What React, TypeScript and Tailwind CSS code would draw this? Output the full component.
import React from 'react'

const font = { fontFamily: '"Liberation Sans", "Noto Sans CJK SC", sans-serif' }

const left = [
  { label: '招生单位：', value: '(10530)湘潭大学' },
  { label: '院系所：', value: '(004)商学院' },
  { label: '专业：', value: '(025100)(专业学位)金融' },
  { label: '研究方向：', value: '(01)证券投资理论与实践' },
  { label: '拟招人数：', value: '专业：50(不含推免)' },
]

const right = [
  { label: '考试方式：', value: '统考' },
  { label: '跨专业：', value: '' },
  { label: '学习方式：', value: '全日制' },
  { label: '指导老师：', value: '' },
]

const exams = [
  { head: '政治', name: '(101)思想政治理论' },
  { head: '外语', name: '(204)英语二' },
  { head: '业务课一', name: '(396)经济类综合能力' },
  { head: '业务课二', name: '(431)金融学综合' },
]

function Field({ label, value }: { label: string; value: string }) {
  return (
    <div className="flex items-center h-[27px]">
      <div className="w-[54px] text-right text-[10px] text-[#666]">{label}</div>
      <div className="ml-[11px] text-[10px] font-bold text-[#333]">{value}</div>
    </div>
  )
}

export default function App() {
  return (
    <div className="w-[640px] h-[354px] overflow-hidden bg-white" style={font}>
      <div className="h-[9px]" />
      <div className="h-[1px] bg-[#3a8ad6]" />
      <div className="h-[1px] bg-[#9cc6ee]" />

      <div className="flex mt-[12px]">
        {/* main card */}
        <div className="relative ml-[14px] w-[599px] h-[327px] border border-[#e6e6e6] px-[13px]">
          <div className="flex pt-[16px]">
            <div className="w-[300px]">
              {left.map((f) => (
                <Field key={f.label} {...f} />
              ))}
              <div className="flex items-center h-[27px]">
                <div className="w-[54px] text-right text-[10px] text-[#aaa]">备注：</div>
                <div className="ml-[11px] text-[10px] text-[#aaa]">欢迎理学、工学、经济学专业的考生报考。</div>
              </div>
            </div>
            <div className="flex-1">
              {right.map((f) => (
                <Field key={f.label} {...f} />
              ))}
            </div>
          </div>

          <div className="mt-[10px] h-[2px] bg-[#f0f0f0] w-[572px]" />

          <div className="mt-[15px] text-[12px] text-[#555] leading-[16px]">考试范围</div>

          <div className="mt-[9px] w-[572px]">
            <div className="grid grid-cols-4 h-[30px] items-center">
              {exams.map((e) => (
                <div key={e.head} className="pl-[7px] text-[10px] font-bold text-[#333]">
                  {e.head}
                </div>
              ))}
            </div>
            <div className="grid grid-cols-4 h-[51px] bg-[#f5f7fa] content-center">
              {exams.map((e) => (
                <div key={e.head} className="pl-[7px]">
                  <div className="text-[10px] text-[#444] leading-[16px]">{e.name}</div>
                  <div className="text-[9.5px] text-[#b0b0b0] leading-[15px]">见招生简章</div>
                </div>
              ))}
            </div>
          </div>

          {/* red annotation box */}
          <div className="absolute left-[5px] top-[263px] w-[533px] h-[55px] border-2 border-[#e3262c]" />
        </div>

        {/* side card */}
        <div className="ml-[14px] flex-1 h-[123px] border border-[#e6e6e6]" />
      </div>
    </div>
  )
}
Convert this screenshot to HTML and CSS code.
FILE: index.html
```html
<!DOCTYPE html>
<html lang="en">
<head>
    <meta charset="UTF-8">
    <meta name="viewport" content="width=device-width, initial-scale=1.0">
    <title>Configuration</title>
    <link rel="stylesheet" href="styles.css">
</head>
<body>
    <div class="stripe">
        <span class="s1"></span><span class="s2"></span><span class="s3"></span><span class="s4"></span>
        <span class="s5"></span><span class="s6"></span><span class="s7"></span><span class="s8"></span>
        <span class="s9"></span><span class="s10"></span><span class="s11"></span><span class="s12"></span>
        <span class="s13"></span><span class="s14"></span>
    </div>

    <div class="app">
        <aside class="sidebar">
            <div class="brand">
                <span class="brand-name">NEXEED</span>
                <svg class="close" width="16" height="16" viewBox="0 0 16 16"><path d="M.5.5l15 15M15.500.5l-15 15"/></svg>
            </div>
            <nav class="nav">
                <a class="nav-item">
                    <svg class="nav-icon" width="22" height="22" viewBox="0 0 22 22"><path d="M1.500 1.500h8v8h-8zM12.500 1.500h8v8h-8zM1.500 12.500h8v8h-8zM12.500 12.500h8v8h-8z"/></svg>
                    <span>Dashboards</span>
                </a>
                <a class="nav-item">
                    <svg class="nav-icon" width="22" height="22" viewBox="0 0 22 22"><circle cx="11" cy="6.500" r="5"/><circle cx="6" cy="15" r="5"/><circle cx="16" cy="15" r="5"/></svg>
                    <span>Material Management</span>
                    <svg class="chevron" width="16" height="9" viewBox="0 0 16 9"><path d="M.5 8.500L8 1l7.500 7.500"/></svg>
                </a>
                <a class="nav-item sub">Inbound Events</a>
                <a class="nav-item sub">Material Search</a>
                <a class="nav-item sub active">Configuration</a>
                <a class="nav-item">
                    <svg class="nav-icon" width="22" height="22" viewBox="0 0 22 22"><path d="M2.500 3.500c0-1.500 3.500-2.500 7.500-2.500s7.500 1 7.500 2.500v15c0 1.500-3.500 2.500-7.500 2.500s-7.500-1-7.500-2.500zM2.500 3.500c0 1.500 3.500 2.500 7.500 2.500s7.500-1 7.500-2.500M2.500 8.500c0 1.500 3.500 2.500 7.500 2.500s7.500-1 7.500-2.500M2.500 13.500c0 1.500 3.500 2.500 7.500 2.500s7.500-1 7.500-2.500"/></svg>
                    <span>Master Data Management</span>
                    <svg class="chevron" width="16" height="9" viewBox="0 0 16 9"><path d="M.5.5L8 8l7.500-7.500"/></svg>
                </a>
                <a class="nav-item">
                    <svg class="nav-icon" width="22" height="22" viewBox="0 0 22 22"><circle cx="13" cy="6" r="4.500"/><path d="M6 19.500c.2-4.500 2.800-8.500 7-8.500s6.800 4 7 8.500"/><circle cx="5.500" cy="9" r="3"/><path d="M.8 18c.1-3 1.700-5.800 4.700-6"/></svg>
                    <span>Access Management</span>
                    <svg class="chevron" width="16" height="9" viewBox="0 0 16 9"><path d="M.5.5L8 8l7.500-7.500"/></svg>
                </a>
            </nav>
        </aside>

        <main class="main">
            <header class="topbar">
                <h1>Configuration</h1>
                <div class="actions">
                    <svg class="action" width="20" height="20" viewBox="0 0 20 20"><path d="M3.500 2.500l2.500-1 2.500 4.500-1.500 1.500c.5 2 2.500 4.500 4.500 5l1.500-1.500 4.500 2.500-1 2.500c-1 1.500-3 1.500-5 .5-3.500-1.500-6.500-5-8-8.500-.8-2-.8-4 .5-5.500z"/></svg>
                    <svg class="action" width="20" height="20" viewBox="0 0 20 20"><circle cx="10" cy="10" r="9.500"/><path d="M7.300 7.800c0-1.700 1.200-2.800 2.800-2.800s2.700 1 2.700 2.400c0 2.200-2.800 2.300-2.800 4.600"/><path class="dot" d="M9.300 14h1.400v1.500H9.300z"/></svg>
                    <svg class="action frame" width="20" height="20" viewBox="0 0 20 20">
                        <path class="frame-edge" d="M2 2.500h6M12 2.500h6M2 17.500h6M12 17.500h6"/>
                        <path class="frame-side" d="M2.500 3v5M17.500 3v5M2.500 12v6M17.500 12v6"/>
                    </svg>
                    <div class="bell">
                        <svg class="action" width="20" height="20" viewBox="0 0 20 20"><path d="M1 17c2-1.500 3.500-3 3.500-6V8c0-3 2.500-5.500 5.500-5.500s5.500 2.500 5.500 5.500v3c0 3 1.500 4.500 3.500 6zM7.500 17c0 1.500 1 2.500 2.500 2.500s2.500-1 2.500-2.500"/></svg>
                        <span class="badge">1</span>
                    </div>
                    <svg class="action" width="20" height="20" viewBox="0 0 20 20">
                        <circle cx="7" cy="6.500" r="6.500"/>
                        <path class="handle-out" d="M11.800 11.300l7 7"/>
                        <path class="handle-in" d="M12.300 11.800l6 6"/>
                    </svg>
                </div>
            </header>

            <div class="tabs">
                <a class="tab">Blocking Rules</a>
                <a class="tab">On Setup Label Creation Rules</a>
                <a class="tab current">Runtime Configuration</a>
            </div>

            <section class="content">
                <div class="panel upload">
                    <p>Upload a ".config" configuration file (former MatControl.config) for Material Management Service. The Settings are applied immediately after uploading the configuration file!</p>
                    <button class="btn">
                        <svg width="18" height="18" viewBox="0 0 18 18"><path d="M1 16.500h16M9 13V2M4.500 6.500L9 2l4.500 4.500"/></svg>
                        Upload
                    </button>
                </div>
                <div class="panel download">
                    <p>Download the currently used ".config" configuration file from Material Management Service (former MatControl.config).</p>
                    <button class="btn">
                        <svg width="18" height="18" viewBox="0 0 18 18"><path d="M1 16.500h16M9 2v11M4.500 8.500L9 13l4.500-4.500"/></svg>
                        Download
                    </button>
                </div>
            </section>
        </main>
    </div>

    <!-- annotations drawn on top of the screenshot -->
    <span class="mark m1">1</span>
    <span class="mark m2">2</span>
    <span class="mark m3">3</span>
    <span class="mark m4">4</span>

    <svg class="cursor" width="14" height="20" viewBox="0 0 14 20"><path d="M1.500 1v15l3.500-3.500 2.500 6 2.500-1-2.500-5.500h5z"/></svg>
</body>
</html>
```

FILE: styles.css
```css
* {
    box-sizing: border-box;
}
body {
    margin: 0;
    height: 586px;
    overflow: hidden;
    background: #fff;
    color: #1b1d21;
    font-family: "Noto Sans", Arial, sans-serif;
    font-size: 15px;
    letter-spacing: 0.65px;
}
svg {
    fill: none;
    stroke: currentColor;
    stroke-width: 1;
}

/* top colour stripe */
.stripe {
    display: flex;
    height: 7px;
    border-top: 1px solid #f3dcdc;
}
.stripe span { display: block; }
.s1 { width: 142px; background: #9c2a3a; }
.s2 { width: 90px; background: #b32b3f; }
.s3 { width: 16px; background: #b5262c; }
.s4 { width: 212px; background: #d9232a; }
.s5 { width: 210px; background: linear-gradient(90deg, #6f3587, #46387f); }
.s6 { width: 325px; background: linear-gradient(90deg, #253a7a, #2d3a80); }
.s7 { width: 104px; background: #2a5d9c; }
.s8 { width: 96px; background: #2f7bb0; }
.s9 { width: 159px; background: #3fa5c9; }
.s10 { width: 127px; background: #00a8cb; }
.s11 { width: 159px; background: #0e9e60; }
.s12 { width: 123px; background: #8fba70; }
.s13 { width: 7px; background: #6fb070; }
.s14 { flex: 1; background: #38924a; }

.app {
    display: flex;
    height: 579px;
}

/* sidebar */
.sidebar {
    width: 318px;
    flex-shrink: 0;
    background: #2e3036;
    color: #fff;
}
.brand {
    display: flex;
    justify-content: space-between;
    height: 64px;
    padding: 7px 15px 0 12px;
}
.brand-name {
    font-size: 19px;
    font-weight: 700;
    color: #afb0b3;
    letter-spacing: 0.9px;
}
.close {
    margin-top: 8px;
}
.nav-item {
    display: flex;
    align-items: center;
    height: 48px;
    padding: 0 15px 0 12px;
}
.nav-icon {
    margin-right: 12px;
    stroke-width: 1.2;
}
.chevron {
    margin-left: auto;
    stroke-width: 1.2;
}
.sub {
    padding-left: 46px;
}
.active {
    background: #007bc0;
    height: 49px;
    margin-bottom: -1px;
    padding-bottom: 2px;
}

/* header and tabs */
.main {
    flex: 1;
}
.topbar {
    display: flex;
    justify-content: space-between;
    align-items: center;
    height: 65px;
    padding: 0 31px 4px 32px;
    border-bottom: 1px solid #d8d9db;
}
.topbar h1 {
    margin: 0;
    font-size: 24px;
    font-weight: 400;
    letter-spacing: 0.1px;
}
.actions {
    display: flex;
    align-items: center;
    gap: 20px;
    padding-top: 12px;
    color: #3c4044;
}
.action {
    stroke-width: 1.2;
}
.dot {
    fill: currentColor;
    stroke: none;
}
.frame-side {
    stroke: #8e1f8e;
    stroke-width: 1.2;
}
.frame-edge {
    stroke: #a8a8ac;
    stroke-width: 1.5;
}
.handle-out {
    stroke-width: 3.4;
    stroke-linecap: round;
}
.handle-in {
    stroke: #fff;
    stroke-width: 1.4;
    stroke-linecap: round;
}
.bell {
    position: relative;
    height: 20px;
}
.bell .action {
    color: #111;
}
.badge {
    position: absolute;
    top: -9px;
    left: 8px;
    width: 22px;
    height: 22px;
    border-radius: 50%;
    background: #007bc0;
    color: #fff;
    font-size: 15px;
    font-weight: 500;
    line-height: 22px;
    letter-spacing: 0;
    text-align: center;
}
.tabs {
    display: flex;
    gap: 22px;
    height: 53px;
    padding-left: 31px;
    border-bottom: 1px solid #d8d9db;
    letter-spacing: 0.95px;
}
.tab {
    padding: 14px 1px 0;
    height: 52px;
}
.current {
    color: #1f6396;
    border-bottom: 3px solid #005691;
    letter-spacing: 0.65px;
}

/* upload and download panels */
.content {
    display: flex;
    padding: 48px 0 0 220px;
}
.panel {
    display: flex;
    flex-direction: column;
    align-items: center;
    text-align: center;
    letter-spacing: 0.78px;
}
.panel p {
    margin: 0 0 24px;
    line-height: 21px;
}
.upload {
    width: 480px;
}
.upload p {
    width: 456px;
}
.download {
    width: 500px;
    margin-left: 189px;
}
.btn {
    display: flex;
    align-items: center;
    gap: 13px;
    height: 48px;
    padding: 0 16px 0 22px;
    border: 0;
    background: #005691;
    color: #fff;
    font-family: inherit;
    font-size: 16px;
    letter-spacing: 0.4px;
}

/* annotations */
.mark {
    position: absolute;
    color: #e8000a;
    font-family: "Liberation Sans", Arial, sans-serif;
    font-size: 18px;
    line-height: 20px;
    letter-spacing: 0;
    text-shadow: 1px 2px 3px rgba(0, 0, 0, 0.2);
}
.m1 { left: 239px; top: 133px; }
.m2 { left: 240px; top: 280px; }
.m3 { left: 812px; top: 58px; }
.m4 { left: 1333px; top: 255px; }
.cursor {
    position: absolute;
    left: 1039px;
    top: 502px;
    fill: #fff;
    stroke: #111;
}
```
──────────
Tally the lines in these entries that have the string "code" in them, then answer with the count and nothing else.

### THE REPLY
2